Data section —
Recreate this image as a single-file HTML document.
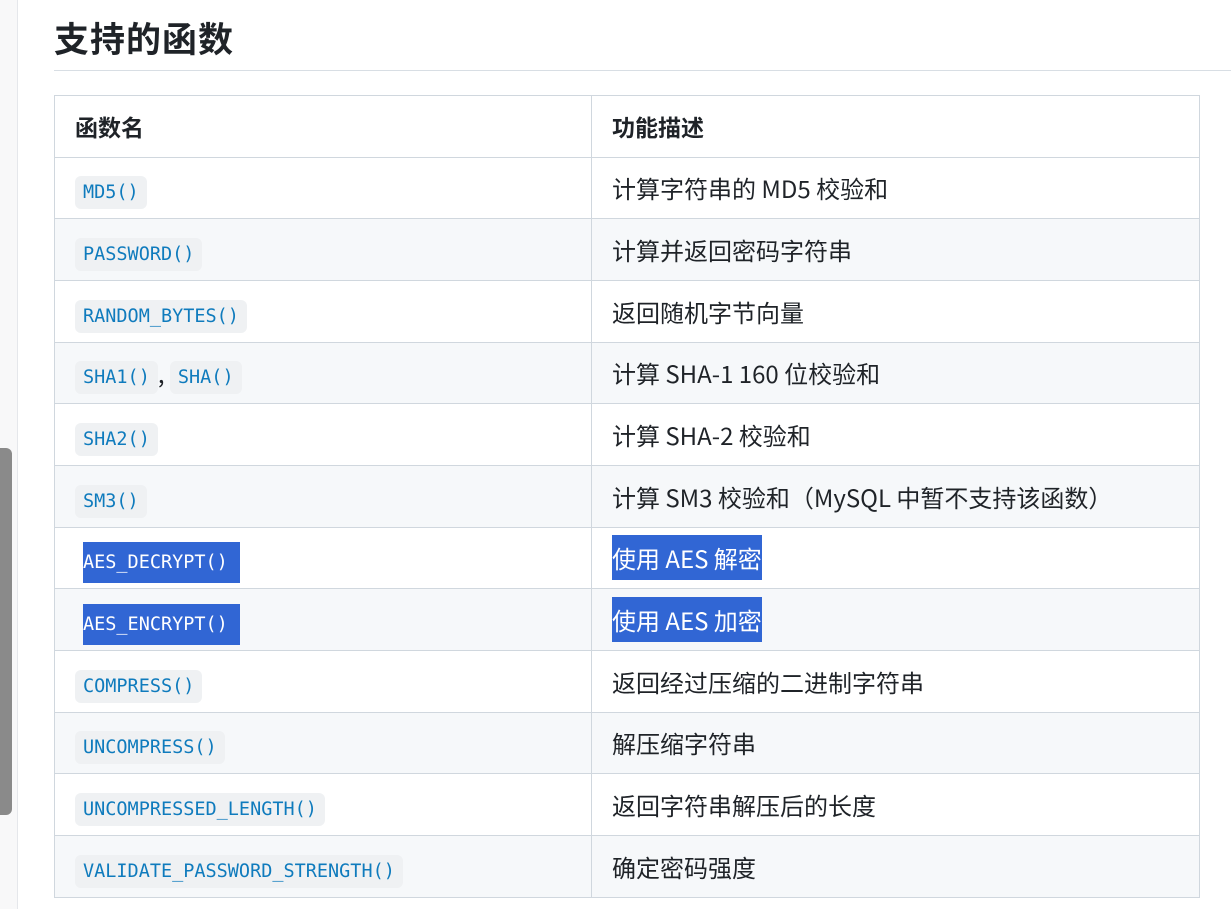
<!DOCTYPE html>
<html><head><meta charset="utf-8"><style>
body{margin:0;width:1231px;height:909px;overflow:hidden;background:#fff;font-family:"Liberation Sans","Noto Sans CJK SC",sans-serif;color:#1f2328;position:relative}
.side{position:absolute;left:0;top:0;width:17px;height:909px;background:#f8f8f9;border-right:1px solid #e5e7eb}
.thumb{position:absolute;left:0;top:448px;width:12px;height:367px;background:#8a8a8a;border-radius:0 6px 6px 0}
h2{position:absolute;left:54px;top:12px;margin:0;font-size:35px;font-weight:700;font-family:"Noto Sans CJK SC",sans-serif;color:#1f2328;letter-spacing:1px;line-height:52px}
.hr{position:absolute;left:54px;right:0;top:70px;border-top:1px solid #d8dee4}
table{position:absolute;left:54px;top:95px;border-collapse:collapse;width:1146px}
td,th{border:1px solid #d0d7de;height:60.67px;padding:0 20px;text-align:left;vertical-align:middle;font-size:24px;font-family:"Noto Sans CJK SC",sans-serif}
th{font-weight:700;font-size:23px}
td:first-child,th:first-child{width:496px}
tr:nth-child(odd) td{background:#f6f8fa}
tr.h th{background:#fff}
code{font-family:"DejaVu Sans Mono","Liberation Mono",monospace;font-size:18.5px;color:#0f7bbd;background:#eff1f3;padding:6px 8px;border-radius:6px}
.sel{background:#3166d4;color:#fff;padding:5px 0}
code.s{background:#3166d4;color:#fff;border-radius:0;padding:10px 12px 10px 0;margin-left:8px}
</style></head><body>
<div class="side"></div><div class="thumb"></div>
<h2>支持的函数</h2><div class="hr"></div>
<table>
<tr class="h"><th>函数名</th><th>功能描述</th></tr>
<tr><td><code>MD5()</code></td><td>计算字符串的 MD5 校验和</td></tr>
<tr><td><code>PASSWORD()</code></td><td>计算并返回密码字符串</td></tr>
<tr><td><code>RANDOM_BYTES()</code></td><td>返回随机字节向量</td></tr>
<tr><td><code>SHA1()</code>, <code>SHA()</code></td><td>计算 SHA-1 160 位校验和</td></tr>
<tr><td><code>SHA2()</code></td><td>计算 SHA-2 校验和</td></tr>
<tr><td><code>SM3()</code></td><td>计算 SM3 校验和（MySQL 中暂不支持该函数）</td></tr>
<tr><td><code class="s">AES_DECRYPT()</code></td><td><span class="sel">使用 AES 解密</span></td></tr>
<tr><td><code class="s">AES_ENCRYPT()</code></td><td><span class="sel">使用 AES 加密</span></td></tr>
<tr><td><code>COMPRESS()</code></td><td>返回经过压缩的二进制字符串</td></tr>
<tr><td><code>UNCOMPRESS()</code></td><td>解压缩字符串</td></tr>
<tr><td><code>UNCOMPRESSED_LENGTH()</code></td><td>返回字符串解压后的长度</td></tr>
<tr><td><code>VALIDATE_PASSWORD_STRENGTH()</code></td><td>确定密码强度</td></tr>
</table>
</body></html>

Written exercise —
Quote each line of the listing exactly, but leave the pictures out.

Exercise result —
Recreate this image as a single-file HTML document.
<!DOCTYPE html>
<html><head><meta charset="utf-8"><style>
body{margin:0;width:1231px;height:909px;overflow:hidden;background:#fff;font-family:"Liberation Sans","Noto Sans CJK SC",sans-serif;color:#1f2328;position:relative}
.side{position:absolute;left:0;top:0;width:17px;height:909px;background:#f8f8f9;border-right:1px solid #e5e7eb}
.thumb{position:absolute;left:0;top:448px;width:12px;height:367px;background:#8a8a8a;border-radius:0 6px 6px 0}
h2{position:absolute;left:54px;top:12px;margin:0;font-size:35px;font-weight:700;font-family:"Noto Sans CJK SC",sans-serif;color:#1f2328;letter-spacing:1px;line-height:52px}
.hr{position:absolute;left:54px;right:0;top:70px;border-top:1px solid #d8dee4}
table{position:absolute;left:54px;top:95px;border-collapse:collapse;width:1146px}
td,th{border:1px solid #d0d7de;height:60.67px;padding:0 20px;text-align:left;vertical-align:middle;font-size:24px;font-family:"Noto Sans CJK SC",sans-serif}
th{font-weight:700;font-size:23px}
td:first-child,th:first-child{width:496px}
tr:nth-child(odd) td{background:#f6f8fa}
tr.h th{background:#fff}
code{font-family:"DejaVu Sans Mono","Liberation Mono",monospace;font-size:18.5px;color:#0f7bbd;background:#eff1f3;padding:6px 8px;border-radius:6px}
.sel{background:#3166d4;color:#fff;padding:5px 0}
code.s{background:#3166d4;color:#fff;border-radius:0;padding:10px 12px 10px 0;margin-left:8px}
</style></head><body>
<div class="side"></div><div class="thumb"></div>
<h2>支持的函数</h2><div class="hr"></div>
<table>
<tr class="h"><th>函数名</th><th>功能描述</th></tr>
<tr><td><code>MD5()</code></td><td>计算字符串的 MD5 校验和</td></tr>
<tr><td><code>PASSWORD()</code></td><td>计算并返回密码字符串</td></tr>
<tr><td><code>RANDOM_BYTES()</code></td><td>返回随机字节向量</td></tr>
<tr><td><code>SHA1()</code>, <code>SHA()</code></td><td>计算 SHA-1 160 位校验和</td></tr>
<tr><td><code>SHA2()</code></td><td>计算 SHA-2 校验和</td></tr>
<tr><td><code>SM3()</code></td><td>计算 SM3 校验和（MySQL 中暂不支持该函数）</td></tr>
<tr><td><code class="s">AES_DECRYPT()</code></td><td><span class="sel">使用 AES 解密</span></td></tr>
<tr><td><code class="s">AES_ENCRYPT()</code></td><td><span class="sel">使用 AES 加密</span></td></tr>
<tr><td><code>COMPRESS()</code></td><td>返回经过压缩的二进制字符串</td></tr>
<tr><td><code>UNCOMPRESS()</code></td><td>解压缩字符串</td></tr>
<tr><td><code>UNCOMPRESSED_LENGTH()</code></td><td>返回字符串解压后的长度</td></tr>
<tr><td><code>VALIDATE_PASSWORD_STRENGTH()</code></td><td>确定密码强度</td></tr>
</table>
</body></html>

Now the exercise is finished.